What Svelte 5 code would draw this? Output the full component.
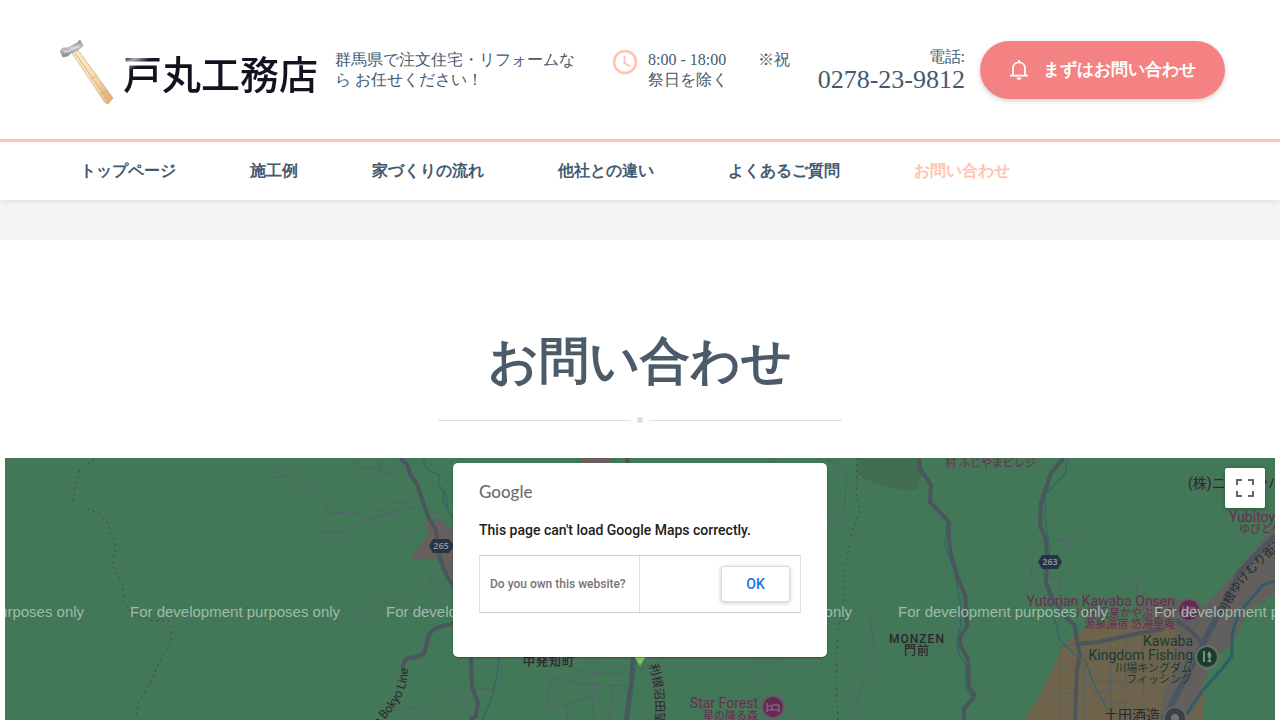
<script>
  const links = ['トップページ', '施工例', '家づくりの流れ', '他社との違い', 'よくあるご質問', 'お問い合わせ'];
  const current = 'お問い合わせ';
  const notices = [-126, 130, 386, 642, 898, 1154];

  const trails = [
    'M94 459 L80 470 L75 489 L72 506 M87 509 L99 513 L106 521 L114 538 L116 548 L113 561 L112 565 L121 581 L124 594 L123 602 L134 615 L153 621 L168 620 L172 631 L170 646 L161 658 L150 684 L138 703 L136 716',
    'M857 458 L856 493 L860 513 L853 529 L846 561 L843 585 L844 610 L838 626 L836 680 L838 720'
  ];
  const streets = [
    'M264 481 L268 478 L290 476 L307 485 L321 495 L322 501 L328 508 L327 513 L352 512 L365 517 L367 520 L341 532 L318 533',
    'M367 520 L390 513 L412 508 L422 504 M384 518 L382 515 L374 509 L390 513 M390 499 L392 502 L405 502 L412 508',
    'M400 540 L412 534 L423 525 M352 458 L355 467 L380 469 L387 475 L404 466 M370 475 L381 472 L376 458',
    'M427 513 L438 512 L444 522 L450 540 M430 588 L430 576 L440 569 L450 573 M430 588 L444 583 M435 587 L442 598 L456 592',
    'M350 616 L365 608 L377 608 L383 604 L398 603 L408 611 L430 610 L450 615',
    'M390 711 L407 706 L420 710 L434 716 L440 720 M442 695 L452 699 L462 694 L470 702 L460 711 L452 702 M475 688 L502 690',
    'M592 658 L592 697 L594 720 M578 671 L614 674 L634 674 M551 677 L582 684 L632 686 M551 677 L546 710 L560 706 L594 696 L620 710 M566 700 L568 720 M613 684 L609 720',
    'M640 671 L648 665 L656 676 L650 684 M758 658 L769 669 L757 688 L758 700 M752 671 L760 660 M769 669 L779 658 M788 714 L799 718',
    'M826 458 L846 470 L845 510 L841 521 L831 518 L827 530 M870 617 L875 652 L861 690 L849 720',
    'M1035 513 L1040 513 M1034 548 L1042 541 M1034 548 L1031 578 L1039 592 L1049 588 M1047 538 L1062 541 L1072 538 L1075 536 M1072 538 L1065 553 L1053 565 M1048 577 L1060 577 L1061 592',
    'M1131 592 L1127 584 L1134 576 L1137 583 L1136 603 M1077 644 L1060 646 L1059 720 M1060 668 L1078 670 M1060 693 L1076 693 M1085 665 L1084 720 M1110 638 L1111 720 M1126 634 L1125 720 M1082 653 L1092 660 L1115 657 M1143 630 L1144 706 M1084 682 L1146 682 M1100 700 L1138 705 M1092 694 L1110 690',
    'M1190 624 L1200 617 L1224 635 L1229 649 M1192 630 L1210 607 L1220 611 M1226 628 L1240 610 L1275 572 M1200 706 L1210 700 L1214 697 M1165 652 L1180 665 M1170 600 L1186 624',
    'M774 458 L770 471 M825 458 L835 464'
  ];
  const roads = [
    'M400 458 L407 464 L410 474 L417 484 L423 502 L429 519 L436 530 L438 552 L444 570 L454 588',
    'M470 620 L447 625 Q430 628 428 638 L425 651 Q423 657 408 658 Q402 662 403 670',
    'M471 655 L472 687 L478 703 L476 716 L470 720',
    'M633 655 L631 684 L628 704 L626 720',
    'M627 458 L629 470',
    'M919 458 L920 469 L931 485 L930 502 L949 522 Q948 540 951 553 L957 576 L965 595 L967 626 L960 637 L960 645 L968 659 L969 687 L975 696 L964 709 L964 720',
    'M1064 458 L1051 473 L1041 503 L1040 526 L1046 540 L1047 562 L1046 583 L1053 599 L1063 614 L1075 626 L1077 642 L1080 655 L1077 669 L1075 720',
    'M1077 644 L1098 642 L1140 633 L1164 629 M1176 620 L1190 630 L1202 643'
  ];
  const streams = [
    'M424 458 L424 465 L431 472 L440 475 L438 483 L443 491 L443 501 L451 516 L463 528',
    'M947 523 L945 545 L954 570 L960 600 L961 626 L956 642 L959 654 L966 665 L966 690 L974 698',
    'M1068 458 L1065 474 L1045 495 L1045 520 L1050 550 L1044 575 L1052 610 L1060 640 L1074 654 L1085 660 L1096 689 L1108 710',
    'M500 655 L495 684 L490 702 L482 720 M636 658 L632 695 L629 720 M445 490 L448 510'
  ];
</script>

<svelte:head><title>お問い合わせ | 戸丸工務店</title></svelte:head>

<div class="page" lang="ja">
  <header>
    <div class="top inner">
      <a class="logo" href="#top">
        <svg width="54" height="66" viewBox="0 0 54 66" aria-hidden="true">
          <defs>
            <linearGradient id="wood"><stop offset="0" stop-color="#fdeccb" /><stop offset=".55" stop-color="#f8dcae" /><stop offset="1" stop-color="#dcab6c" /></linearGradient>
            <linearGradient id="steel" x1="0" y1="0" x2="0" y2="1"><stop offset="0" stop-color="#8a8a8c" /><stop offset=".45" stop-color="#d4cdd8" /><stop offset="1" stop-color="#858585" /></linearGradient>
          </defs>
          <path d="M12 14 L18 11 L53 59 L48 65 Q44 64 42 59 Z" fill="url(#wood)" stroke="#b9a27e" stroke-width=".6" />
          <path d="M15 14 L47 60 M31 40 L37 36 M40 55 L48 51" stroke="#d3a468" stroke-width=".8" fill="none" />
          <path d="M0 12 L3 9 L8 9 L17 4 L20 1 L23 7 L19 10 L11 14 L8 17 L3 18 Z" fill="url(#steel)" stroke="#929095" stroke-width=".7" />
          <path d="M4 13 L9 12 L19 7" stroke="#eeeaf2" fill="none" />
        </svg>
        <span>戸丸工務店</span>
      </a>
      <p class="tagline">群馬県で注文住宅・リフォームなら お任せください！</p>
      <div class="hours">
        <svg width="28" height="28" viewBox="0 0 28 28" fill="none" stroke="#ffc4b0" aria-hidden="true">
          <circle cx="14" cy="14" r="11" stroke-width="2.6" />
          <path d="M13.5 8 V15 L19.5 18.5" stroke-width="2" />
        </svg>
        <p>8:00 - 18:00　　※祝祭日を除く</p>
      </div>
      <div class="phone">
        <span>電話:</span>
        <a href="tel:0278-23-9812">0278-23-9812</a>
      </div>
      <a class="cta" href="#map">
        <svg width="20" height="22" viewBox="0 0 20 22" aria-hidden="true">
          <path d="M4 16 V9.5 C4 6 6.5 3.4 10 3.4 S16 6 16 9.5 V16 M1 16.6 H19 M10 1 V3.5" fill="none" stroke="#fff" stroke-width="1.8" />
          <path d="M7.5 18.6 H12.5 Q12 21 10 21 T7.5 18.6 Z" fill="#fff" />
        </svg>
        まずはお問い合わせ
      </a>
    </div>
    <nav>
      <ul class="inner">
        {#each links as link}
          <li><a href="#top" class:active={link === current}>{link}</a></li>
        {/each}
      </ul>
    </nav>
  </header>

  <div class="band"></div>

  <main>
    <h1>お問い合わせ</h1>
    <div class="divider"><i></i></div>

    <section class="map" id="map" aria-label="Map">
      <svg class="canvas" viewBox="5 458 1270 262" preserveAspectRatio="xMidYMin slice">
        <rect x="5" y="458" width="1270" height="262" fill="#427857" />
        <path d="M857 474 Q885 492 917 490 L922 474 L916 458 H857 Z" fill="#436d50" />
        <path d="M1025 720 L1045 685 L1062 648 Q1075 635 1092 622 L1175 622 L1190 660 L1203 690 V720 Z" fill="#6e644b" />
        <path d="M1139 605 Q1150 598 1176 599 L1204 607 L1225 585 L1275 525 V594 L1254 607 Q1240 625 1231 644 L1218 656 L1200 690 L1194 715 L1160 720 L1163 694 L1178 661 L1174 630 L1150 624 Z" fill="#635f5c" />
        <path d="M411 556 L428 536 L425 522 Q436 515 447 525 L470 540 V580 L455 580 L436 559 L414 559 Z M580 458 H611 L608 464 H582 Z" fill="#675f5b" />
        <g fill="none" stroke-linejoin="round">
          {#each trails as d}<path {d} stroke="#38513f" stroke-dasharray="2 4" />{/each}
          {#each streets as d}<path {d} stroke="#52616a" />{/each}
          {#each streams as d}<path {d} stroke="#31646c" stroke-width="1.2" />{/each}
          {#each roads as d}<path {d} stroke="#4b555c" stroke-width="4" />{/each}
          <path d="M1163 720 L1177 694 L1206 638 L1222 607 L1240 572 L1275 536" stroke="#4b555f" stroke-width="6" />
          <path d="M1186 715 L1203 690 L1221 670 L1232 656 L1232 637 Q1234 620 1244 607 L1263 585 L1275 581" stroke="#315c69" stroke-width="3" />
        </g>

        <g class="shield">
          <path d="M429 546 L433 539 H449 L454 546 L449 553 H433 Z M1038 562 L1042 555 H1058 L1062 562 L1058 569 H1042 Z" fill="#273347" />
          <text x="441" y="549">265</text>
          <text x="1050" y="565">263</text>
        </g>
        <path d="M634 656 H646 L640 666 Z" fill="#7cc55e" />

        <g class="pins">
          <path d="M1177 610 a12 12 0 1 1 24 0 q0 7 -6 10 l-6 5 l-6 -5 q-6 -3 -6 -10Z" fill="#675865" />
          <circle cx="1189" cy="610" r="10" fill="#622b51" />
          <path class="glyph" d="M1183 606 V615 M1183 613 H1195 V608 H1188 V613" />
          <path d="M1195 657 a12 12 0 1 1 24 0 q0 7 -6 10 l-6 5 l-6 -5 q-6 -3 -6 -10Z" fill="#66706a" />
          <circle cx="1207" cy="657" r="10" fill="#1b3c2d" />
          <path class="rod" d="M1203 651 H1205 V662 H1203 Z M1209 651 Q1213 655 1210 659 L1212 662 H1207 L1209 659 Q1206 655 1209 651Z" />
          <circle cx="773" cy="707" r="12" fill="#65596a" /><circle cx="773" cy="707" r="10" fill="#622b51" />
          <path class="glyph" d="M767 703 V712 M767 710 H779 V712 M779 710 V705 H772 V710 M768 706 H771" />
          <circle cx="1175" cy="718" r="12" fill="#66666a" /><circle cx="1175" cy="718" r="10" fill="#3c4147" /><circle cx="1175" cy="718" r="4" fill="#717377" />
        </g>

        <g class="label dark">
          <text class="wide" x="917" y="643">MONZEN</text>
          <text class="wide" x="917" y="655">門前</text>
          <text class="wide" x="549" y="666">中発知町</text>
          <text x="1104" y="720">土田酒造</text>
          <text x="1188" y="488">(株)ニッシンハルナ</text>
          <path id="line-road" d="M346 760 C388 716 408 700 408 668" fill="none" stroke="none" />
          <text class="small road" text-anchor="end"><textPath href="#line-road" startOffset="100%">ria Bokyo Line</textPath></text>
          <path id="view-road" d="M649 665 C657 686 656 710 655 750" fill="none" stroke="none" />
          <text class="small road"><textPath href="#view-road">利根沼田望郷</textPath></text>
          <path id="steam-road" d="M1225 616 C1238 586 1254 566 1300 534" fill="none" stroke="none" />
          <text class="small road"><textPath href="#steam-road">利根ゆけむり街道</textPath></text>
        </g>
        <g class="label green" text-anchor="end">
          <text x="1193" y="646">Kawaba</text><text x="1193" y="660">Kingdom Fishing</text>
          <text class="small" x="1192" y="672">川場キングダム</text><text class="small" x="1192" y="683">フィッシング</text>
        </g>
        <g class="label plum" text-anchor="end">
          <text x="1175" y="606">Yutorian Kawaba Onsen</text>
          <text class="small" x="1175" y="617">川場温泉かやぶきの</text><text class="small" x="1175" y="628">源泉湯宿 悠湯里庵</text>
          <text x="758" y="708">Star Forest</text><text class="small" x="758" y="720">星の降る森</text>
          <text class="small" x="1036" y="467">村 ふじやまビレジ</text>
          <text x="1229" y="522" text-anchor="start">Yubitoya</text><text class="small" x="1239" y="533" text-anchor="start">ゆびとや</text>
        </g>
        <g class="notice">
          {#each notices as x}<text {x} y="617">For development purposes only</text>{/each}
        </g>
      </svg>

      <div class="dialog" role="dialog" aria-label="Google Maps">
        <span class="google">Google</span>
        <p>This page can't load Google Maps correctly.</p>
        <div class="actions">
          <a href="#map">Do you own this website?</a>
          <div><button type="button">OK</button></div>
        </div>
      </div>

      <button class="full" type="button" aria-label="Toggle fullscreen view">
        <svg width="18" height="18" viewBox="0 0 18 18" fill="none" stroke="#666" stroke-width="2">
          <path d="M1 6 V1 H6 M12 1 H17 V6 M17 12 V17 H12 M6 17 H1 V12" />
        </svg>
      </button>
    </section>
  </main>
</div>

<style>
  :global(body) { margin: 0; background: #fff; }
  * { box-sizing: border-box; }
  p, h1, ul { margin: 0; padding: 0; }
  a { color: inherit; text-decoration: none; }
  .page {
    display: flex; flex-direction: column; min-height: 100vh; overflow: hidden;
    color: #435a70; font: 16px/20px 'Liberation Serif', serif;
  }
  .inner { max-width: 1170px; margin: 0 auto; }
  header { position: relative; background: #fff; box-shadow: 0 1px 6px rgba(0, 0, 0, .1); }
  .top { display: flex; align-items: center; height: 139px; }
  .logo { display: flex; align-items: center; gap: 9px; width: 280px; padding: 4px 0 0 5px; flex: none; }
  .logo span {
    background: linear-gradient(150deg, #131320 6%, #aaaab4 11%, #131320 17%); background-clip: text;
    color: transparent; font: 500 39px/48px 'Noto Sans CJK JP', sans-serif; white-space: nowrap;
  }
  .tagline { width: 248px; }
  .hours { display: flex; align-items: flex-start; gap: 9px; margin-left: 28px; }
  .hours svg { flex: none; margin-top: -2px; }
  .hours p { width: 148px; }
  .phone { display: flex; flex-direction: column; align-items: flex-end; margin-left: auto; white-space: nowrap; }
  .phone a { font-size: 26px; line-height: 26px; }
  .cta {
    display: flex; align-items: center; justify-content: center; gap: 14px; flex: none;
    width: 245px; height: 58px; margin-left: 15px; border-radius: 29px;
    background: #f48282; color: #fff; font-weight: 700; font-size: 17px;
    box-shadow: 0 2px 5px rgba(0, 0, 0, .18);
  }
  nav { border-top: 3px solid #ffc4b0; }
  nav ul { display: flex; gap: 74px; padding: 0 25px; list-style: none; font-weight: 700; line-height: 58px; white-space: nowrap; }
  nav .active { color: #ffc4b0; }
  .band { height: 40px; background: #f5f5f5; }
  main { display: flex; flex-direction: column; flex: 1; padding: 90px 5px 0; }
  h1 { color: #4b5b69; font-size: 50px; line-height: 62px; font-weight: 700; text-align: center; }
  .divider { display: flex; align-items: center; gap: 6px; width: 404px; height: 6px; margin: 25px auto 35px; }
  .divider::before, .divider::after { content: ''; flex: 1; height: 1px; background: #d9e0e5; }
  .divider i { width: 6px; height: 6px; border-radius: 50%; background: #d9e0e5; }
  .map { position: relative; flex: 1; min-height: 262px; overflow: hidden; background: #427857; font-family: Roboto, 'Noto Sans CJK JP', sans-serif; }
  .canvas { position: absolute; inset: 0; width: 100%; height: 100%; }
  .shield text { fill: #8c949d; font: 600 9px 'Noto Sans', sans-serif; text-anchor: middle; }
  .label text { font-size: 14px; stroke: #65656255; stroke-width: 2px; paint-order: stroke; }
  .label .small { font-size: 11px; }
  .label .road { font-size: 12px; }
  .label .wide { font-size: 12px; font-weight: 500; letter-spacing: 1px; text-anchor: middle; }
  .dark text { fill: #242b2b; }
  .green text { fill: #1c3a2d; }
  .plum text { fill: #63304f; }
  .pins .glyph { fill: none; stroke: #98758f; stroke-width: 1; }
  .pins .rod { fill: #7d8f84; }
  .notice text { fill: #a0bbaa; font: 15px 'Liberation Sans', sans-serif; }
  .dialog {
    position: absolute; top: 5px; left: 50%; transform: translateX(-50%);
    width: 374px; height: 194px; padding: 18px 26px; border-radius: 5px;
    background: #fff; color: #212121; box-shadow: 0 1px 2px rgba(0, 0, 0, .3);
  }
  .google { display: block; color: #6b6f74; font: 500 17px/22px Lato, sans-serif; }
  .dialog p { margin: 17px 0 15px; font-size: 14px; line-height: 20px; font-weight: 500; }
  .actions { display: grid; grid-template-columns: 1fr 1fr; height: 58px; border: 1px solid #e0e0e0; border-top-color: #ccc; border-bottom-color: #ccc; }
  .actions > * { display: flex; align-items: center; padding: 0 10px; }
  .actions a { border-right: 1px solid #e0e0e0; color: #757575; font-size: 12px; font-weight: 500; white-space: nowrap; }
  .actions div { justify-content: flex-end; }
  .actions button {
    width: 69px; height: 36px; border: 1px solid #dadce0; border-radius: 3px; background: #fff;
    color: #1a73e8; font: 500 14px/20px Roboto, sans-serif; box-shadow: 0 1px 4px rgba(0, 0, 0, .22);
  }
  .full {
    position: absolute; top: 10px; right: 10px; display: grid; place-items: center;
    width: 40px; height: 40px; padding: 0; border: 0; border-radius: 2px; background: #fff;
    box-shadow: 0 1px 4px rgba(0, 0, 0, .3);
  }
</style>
——————————
Where does the word "full" appear? Return each line that holds it.

What Svelte 5 code would draw this? Output the full component.
      <button class="full" type="button" aria-label="Toggle fullscreen view">
  .full {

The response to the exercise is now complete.